Group petitions to bring OMS sale back to the table
ARNOLDS PARK — The purchase of the Okoboji Middle School property in Arnolds Park seemed finalized early last week, but a petition has been drafted in opposition to the school board's decision. The petition requests the public be allowed to vote on whether the district should sell the property to the highest bidder in an open bid process.
The board voted July 19 to approve a purchase agreement of $1.1 million with the Imagine Iowa Great Lakes highway beautification group. A second bid of $1.15 million was submitted by local businessman Neil Slater during the public hearing for the Imagine Group's proposal.

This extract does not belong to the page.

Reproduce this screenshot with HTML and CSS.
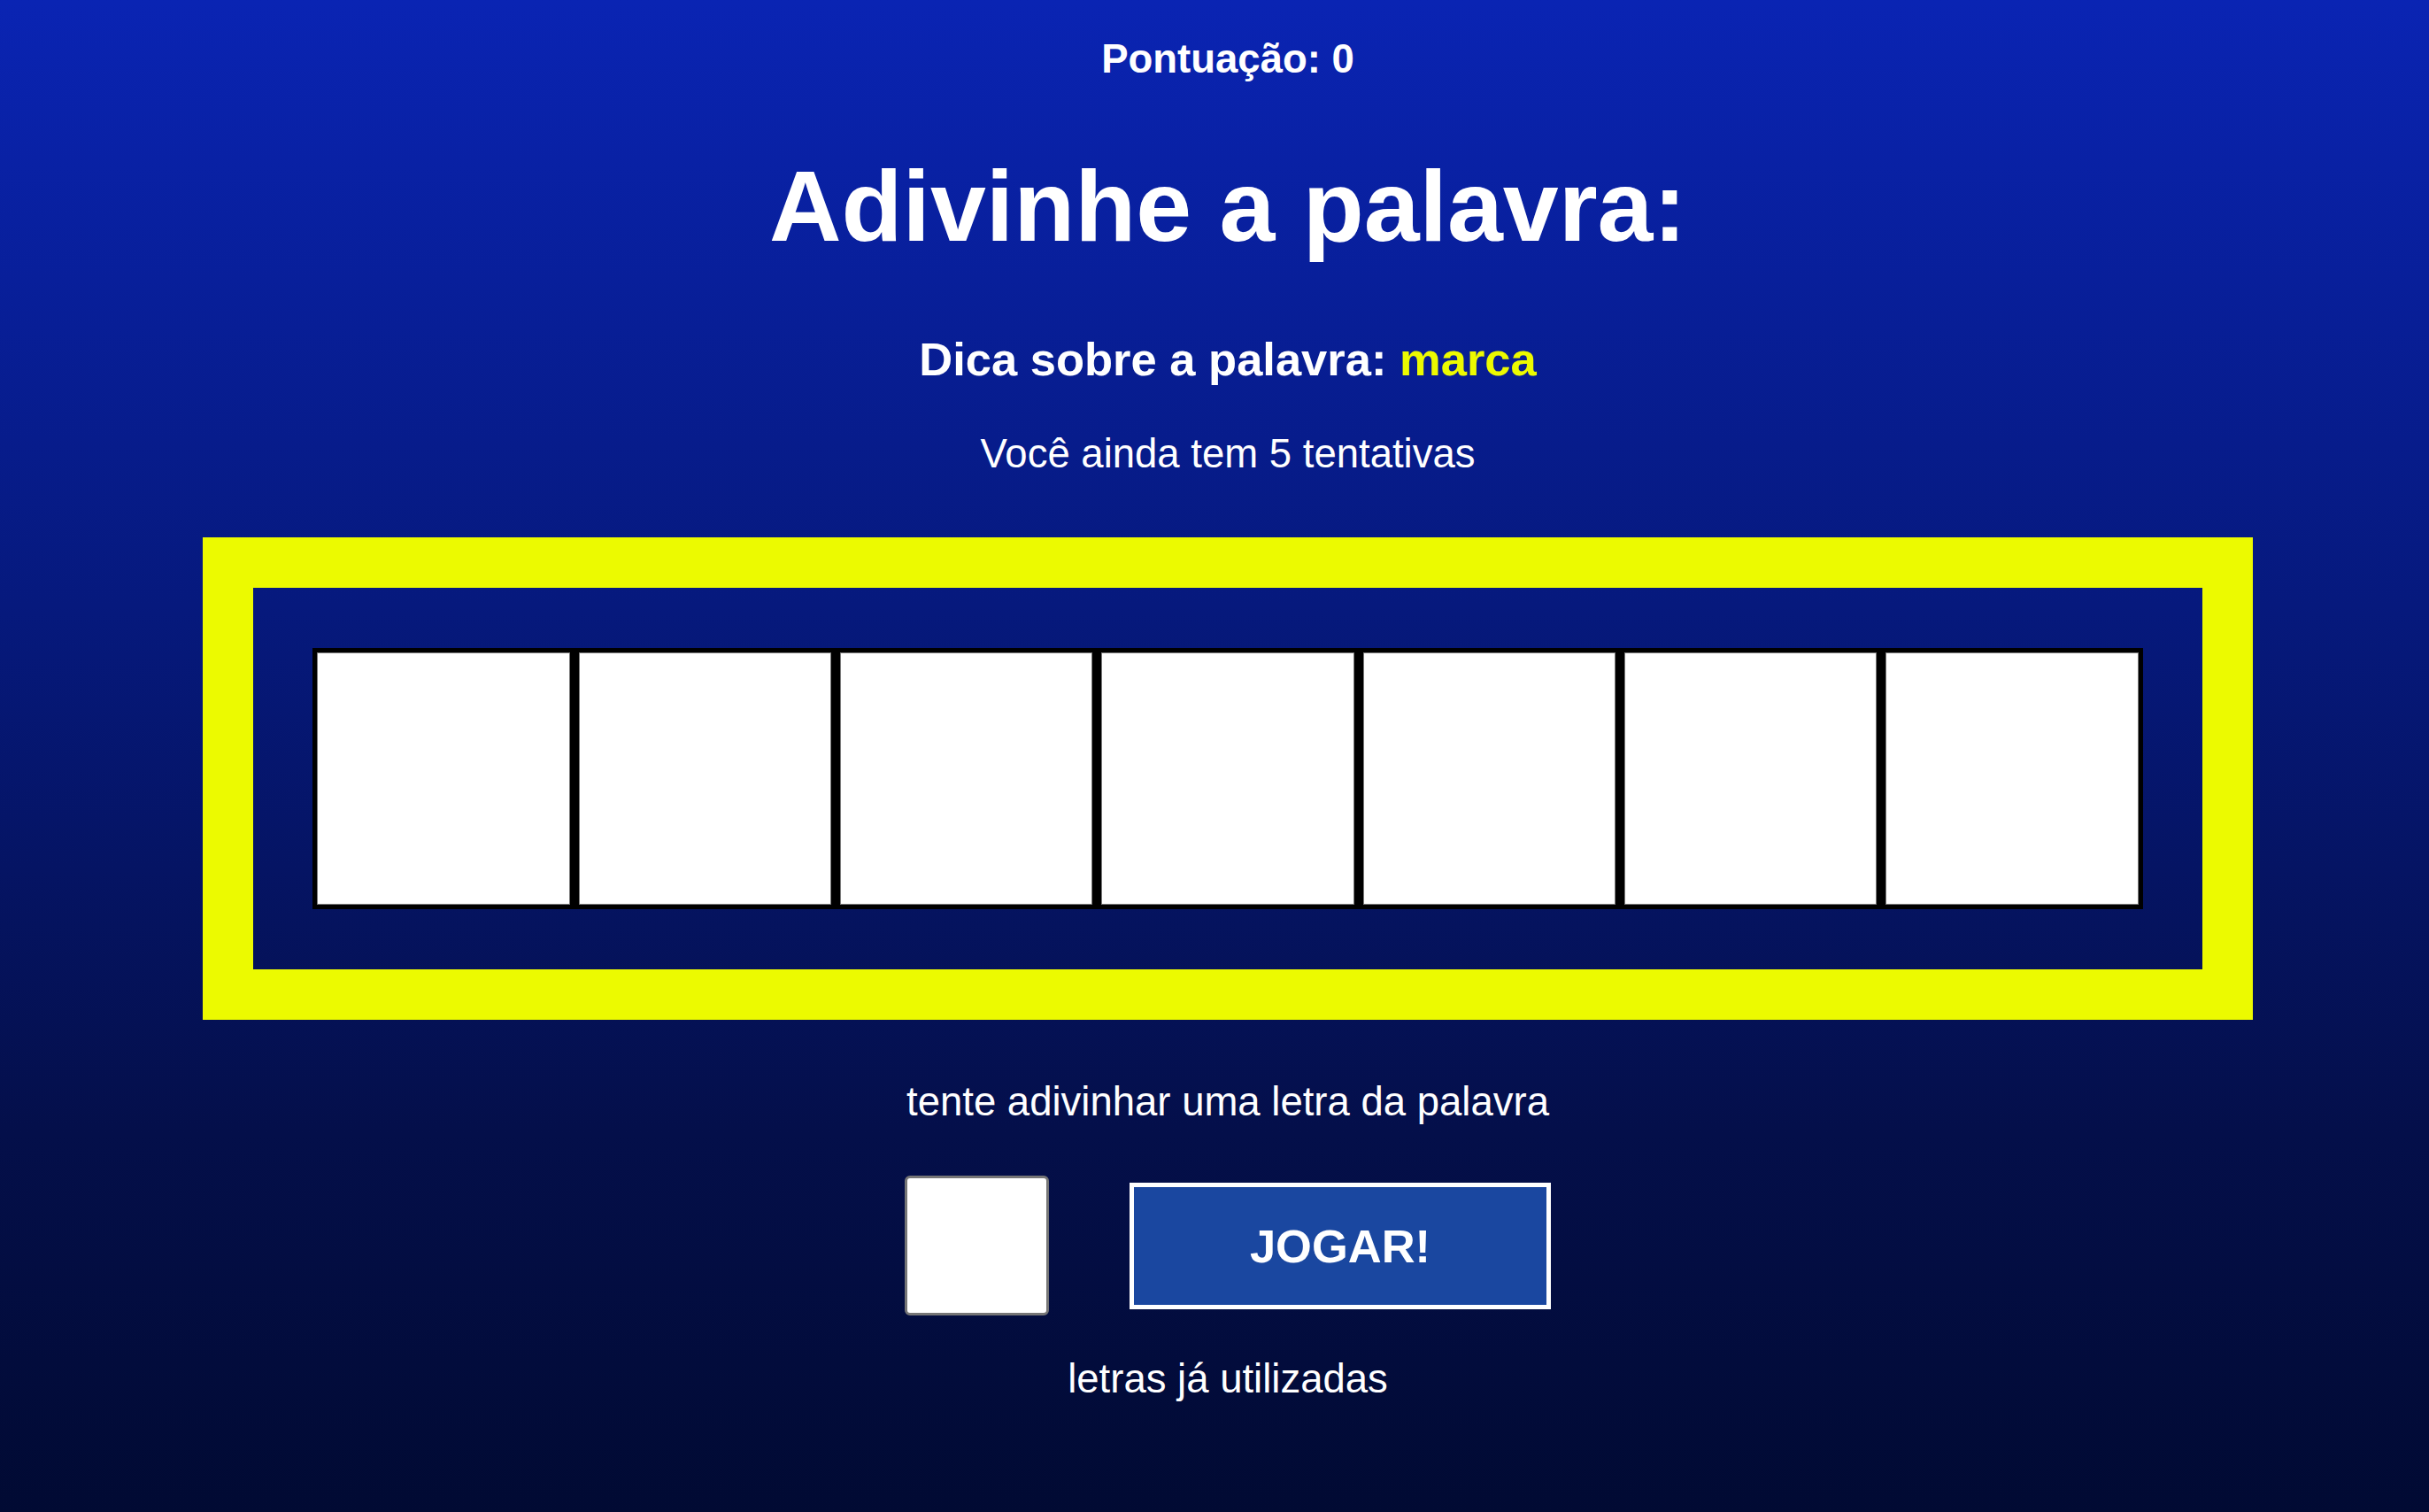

However, the district was not required to accept the high bid, and the board approved the $1.1 million sale on a vote of 3-2.
"Although offered for sale, minimal effort was put forth by the school board to advertise the property, which is necessary and critical to ensure that the old school is sold for the highest price," the petition reads.
Okoboji School Superintendent Todd Abrahamson released a written response on behalf of the district.
"Assertions that the value of the property far exceeded the agreed upon purchase price are not supported by the appraisal the district had performed by a qualified appraiser prior to accepting the offer," the statement read.
The statement went on to say Slater's offer was only made verbally.
"After careful consideration of the two offers and the public comments received at the public hearing, the board of directors determined it was in the district's best interest to sell the property to (Imagine) Iowa Great Lakes," the statement read.
The sale of the property was to be used to pay down the $25 million bond for a new middle school and other district improvements, approved by the public in April. Several attending the July 19 meeting urged the board to slow the process and open the purchase to public bid. Some of those same faces banded together to generate support for the petition this week.
Slater, along with Tom Clary, owner of Clary Lake Service and former member of the Arnolds Park School Board, and Dan Croft, an employee of Clary's, were among those who began drafting the petition earlier this week. The final draft was complete Wednesday.
"Basically, the code gives the board the right to do what they did, but it also gives the public the right to challenge it," Croft said.
Clary specifically questioned the district's claim that selling to the Imagine Group was in the community's best interest.
"You don't even know what the plan is, so how can you say it's best for the city and, if you aren't getting the maximum dollars for the bond, how can you say it's best for the district? That statement makes no sense to me," he said.
Abrahamson's statement makes specific note of the Imagine Group's written sales agreement, which he said was not only written but detailed and included assurances of the group's financial backing to complete the project.
The opposing petition must be submitted by July 29 — within 10 days of the board's initial action. The required number of signatures depends on the previous election turnout. Croft estimated they will need between 163 and 326, but hopes for more.
Both Slater and Croft said the petition has been well received thus far.
"I think we might be at the number but, as long as people are signing, the more the merrier," Slater said.
If successful, the petition would add an item to the ballot during the next election — be it a scheduled or special election. While the petition's language specifies the sale is to be used to pay for the bond as the district intended, it lacks language allowing the district to consider the buyer's intentions for the property. The board had such discretion during the July 19 approval. Abrahamson said the school's attorney will look into whether the district would maintain that ability, if and when the petition is approved. Croft indicated another ballot item could potentially be added to rectify the language if the item makes it onto the ballot. Assuming the petition is approved, Clary recommended an impartial committee of school and community representatives not only market the property but establish bidding guidelines and interview potential buyers.
Clary said the school bond was the largest tax asking in the history of the county. He said the school board has an ethical and fiscal responsibility to secure a high sale price, while considering the best use of the middle school property, and put the property on the local tax roll.
"Doing this could shorten the life of the bond and reduce the taxes, which would be the correct approach to take," Clary said. "It's that simple."
Croft stressed the group is not opposed to the bond issue but wants the sale to be more transparent.
Slater and Clary postulated the property could bring a higher price if it went to a public bid.
"It should go to the high bidder — not just my bid," Slater said. "I just opened up the can of worms."
Croft and Slater said the district high school and elementary will need improvements and repairs in the future, and getting the best price now may reduce the need for high bonds in the future.
"It's not just about one school — one project," Slater said.
Croft said, even if the petition doesn't gather enough signatures of support to be considered for the ballot, he hopes the number will be significant enough for the district to ultimately reconsider the issue. Abrahamson said the board has yet to meet since the petition was drafted, and he was unsure whether the board would be willing to discuss the issue in that event.